• AVAILABLE DATA
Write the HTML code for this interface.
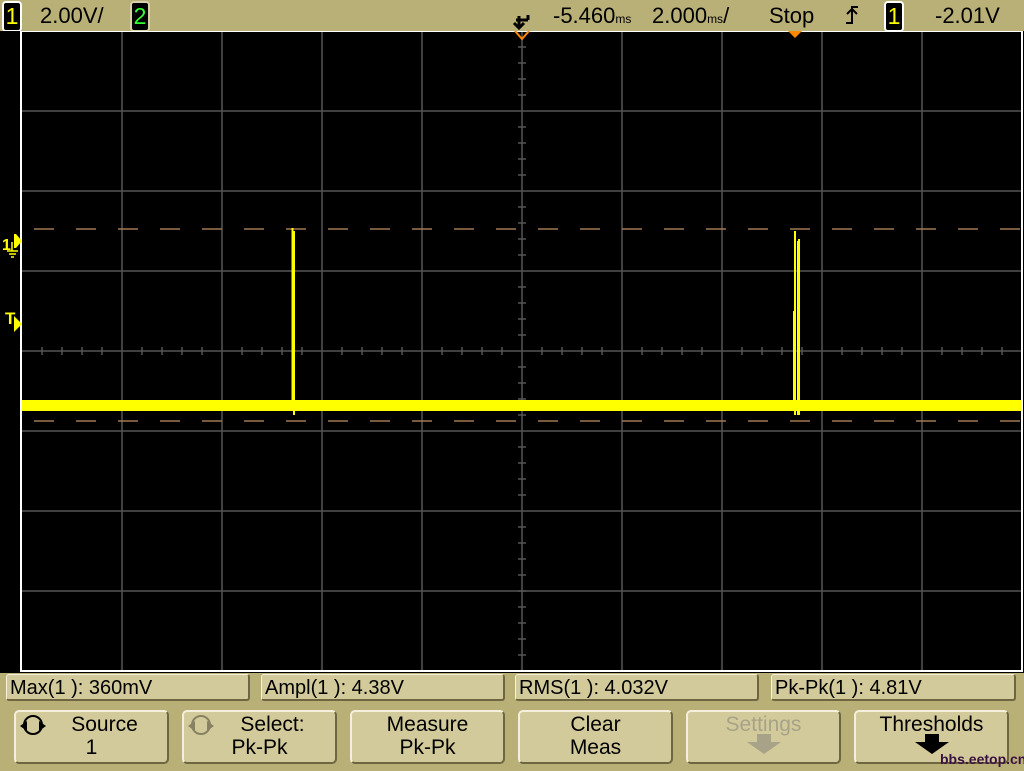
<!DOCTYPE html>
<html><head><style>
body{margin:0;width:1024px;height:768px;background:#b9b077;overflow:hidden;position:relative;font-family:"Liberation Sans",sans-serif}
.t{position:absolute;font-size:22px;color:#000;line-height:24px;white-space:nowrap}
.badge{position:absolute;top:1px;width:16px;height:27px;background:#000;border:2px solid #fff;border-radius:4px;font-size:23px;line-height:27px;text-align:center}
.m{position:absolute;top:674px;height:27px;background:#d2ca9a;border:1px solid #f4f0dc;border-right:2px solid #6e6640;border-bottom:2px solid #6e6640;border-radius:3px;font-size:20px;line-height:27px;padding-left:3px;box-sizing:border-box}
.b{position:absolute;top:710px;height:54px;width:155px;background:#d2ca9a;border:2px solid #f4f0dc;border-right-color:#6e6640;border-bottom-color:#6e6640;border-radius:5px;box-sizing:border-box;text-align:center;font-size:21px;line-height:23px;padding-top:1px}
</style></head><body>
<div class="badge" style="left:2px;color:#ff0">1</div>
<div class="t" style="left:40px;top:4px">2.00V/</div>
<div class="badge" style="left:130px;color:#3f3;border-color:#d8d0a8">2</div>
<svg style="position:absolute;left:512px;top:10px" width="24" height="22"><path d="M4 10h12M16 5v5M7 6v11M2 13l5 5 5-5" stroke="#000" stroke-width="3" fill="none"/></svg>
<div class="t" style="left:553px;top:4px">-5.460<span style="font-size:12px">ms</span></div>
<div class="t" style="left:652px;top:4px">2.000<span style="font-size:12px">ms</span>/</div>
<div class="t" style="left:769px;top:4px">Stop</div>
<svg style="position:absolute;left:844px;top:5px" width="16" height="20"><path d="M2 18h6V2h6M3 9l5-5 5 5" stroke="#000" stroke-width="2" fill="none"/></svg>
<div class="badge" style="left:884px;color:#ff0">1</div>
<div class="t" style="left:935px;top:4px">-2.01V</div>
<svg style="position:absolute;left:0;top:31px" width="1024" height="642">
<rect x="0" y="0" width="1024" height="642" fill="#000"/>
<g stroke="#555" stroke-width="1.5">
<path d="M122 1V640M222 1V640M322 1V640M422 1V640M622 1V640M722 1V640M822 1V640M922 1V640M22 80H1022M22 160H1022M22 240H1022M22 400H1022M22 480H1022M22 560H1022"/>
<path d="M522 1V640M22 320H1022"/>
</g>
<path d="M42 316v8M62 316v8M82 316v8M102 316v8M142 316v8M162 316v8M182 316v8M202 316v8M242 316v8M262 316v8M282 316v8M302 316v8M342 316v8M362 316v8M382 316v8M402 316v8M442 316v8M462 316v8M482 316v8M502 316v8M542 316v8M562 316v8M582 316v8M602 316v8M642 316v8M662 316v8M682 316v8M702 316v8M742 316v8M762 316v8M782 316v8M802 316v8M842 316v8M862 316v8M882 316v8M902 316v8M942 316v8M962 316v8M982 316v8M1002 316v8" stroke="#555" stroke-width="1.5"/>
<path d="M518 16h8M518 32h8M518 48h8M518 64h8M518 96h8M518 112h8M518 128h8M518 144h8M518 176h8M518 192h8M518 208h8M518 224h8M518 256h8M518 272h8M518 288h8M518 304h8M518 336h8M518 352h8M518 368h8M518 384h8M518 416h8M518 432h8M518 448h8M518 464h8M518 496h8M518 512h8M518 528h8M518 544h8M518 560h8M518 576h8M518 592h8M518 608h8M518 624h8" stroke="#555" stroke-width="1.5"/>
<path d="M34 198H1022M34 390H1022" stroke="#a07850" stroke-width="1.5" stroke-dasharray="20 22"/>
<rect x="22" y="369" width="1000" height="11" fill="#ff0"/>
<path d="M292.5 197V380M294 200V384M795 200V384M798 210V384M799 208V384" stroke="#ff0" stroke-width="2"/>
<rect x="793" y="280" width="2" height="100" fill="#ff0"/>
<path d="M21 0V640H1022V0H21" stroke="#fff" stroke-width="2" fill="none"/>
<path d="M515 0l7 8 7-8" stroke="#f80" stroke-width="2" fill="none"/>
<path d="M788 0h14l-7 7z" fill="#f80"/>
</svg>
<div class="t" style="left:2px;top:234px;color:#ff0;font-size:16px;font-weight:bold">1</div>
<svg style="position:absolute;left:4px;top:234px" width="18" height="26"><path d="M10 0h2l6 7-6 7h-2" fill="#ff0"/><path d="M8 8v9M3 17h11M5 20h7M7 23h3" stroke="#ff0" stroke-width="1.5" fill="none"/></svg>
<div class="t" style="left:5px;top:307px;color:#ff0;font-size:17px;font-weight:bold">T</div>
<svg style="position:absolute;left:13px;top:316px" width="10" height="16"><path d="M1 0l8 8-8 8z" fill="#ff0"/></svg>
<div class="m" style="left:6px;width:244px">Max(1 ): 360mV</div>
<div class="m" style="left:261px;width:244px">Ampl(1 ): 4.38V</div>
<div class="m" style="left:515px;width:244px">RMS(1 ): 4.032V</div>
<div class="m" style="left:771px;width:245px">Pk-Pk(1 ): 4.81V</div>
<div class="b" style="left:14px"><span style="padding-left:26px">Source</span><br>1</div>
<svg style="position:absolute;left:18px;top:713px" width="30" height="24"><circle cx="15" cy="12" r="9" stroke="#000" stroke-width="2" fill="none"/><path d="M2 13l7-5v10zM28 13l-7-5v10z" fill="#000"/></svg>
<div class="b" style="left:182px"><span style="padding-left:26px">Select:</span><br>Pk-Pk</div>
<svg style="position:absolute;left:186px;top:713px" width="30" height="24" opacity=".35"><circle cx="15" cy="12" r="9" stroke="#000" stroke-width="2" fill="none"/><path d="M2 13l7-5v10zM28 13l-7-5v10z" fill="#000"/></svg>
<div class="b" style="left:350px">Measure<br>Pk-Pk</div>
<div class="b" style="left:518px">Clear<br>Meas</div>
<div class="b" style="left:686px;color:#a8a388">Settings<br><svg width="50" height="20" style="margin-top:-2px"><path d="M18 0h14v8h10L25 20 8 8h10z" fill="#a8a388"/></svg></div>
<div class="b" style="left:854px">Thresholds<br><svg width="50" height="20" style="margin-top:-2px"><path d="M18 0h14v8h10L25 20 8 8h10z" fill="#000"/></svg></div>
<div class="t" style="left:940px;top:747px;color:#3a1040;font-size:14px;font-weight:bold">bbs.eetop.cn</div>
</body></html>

• EXERCISE PROMPT
Reproduce the full listing faithfully, but do not carry over any pictures.

• SOLUTION BELOW
Write the HTML code for this interface.
<!DOCTYPE html>
<html><head><style>
body{margin:0;width:1024px;height:768px;background:#b9b077;overflow:hidden;position:relative;font-family:"Liberation Sans",sans-serif}
.t{position:absolute;font-size:22px;color:#000;line-height:24px;white-space:nowrap}
.badge{position:absolute;top:1px;width:16px;height:27px;background:#000;border:2px solid #fff;border-radius:4px;font-size:23px;line-height:27px;text-align:center}
.m{position:absolute;top:674px;height:27px;background:#d2ca9a;border:1px solid #f4f0dc;border-right:2px solid #6e6640;border-bottom:2px solid #6e6640;border-radius:3px;font-size:20px;line-height:27px;padding-left:3px;box-sizing:border-box}
.b{position:absolute;top:710px;height:54px;width:155px;background:#d2ca9a;border:2px solid #f4f0dc;border-right-color:#6e6640;border-bottom-color:#6e6640;border-radius:5px;box-sizing:border-box;text-align:center;font-size:21px;line-height:23px;padding-top:1px}
</style></head><body>
<div class="badge" style="left:2px;color:#ff0">1</div>
<div class="t" style="left:40px;top:4px">2.00V/</div>
<div class="badge" style="left:130px;color:#3f3;border-color:#d8d0a8">2</div>
<svg style="position:absolute;left:512px;top:10px" width="24" height="22"><path d="M4 10h12M16 5v5M7 6v11M2 13l5 5 5-5" stroke="#000" stroke-width="3" fill="none"/></svg>
<div class="t" style="left:553px;top:4px">-5.460<span style="font-size:12px">ms</span></div>
<div class="t" style="left:652px;top:4px">2.000<span style="font-size:12px">ms</span>/</div>
<div class="t" style="left:769px;top:4px">Stop</div>
<svg style="position:absolute;left:844px;top:5px" width="16" height="20"><path d="M2 18h6V2h6M3 9l5-5 5 5" stroke="#000" stroke-width="2" fill="none"/></svg>
<div class="badge" style="left:884px;color:#ff0">1</div>
<div class="t" style="left:935px;top:4px">-2.01V</div>
<svg style="position:absolute;left:0;top:31px" width="1024" height="642">
<rect x="0" y="0" width="1024" height="642" fill="#000"/>
<g stroke="#555" stroke-width="1.5">
<path d="M122 1V640M222 1V640M322 1V640M422 1V640M622 1V640M722 1V640M822 1V640M922 1V640M22 80H1022M22 160H1022M22 240H1022M22 400H1022M22 480H1022M22 560H1022"/>
<path d="M522 1V640M22 320H1022"/>
</g>
<path d="M42 316v8M62 316v8M82 316v8M102 316v8M142 316v8M162 316v8M182 316v8M202 316v8M242 316v8M262 316v8M282 316v8M302 316v8M342 316v8M362 316v8M382 316v8M402 316v8M442 316v8M462 316v8M482 316v8M502 316v8M542 316v8M562 316v8M582 316v8M602 316v8M642 316v8M662 316v8M682 316v8M702 316v8M742 316v8M762 316v8M782 316v8M802 316v8M842 316v8M862 316v8M882 316v8M902 316v8M942 316v8M962 316v8M982 316v8M1002 316v8" stroke="#555" stroke-width="1.5"/>
<path d="M518 16h8M518 32h8M518 48h8M518 64h8M518 96h8M518 112h8M518 128h8M518 144h8M518 176h8M518 192h8M518 208h8M518 224h8M518 256h8M518 272h8M518 288h8M518 304h8M518 336h8M518 352h8M518 368h8M518 384h8M518 416h8M518 432h8M518 448h8M518 464h8M518 496h8M518 512h8M518 528h8M518 544h8M518 560h8M518 576h8M518 592h8M518 608h8M518 624h8" stroke="#555" stroke-width="1.5"/>
<path d="M34 198H1022M34 390H1022" stroke="#a07850" stroke-width="1.5" stroke-dasharray="20 22"/>
<rect x="22" y="369" width="1000" height="11" fill="#ff0"/>
<path d="M292.5 197V380M294 200V384M795 200V384M798 210V384M799 208V384" stroke="#ff0" stroke-width="2"/>
<rect x="793" y="280" width="2" height="100" fill="#ff0"/>
<path d="M21 0V640H1022V0H21" stroke="#fff" stroke-width="2" fill="none"/>
<path d="M515 0l7 8 7-8" stroke="#f80" stroke-width="2" fill="none"/>
<path d="M788 0h14l-7 7z" fill="#f80"/>
</svg>
<div class="t" style="left:2px;top:234px;color:#ff0;font-size:16px;font-weight:bold">1</div>
<svg style="position:absolute;left:4px;top:234px" width="18" height="26"><path d="M10 0h2l6 7-6 7h-2" fill="#ff0"/><path d="M8 8v9M3 17h11M5 20h7M7 23h3" stroke="#ff0" stroke-width="1.5" fill="none"/></svg>
<div class="t" style="left:5px;top:307px;color:#ff0;font-size:17px;font-weight:bold">T</div>
<svg style="position:absolute;left:13px;top:316px" width="10" height="16"><path d="M1 0l8 8-8 8z" fill="#ff0"/></svg>
<div class="m" style="left:6px;width:244px">Max(1 ): 360mV</div>
<div class="m" style="left:261px;width:244px">Ampl(1 ): 4.38V</div>
<div class="m" style="left:515px;width:244px">RMS(1 ): 4.032V</div>
<div class="m" style="left:771px;width:245px">Pk-Pk(1 ): 4.81V</div>
<div class="b" style="left:14px"><span style="padding-left:26px">Source</span><br>1</div>
<svg style="position:absolute;left:18px;top:713px" width="30" height="24"><circle cx="15" cy="12" r="9" stroke="#000" stroke-width="2" fill="none"/><path d="M2 13l7-5v10zM28 13l-7-5v10z" fill="#000"/></svg>
<div class="b" style="left:182px"><span style="padding-left:26px">Select:</span><br>Pk-Pk</div>
<svg style="position:absolute;left:186px;top:713px" width="30" height="24" opacity=".35"><circle cx="15" cy="12" r="9" stroke="#000" stroke-width="2" fill="none"/><path d="M2 13l7-5v10zM28 13l-7-5v10z" fill="#000"/></svg>
<div class="b" style="left:350px">Measure<br>Pk-Pk</div>
<div class="b" style="left:518px">Clear<br>Meas</div>
<div class="b" style="left:686px;color:#a8a388">Settings<br><svg width="50" height="20" style="margin-top:-2px"><path d="M18 0h14v8h10L25 20 8 8h10z" fill="#a8a388"/></svg></div>
<div class="b" style="left:854px">Thresholds<br><svg width="50" height="20" style="margin-top:-2px"><path d="M18 0h14v8h10L25 20 8 8h10z" fill="#000"/></svg></div>
<div class="t" style="left:940px;top:747px;color:#3a1040;font-size:14px;font-weight:bold">bbs.eetop.cn</div>
</body></html>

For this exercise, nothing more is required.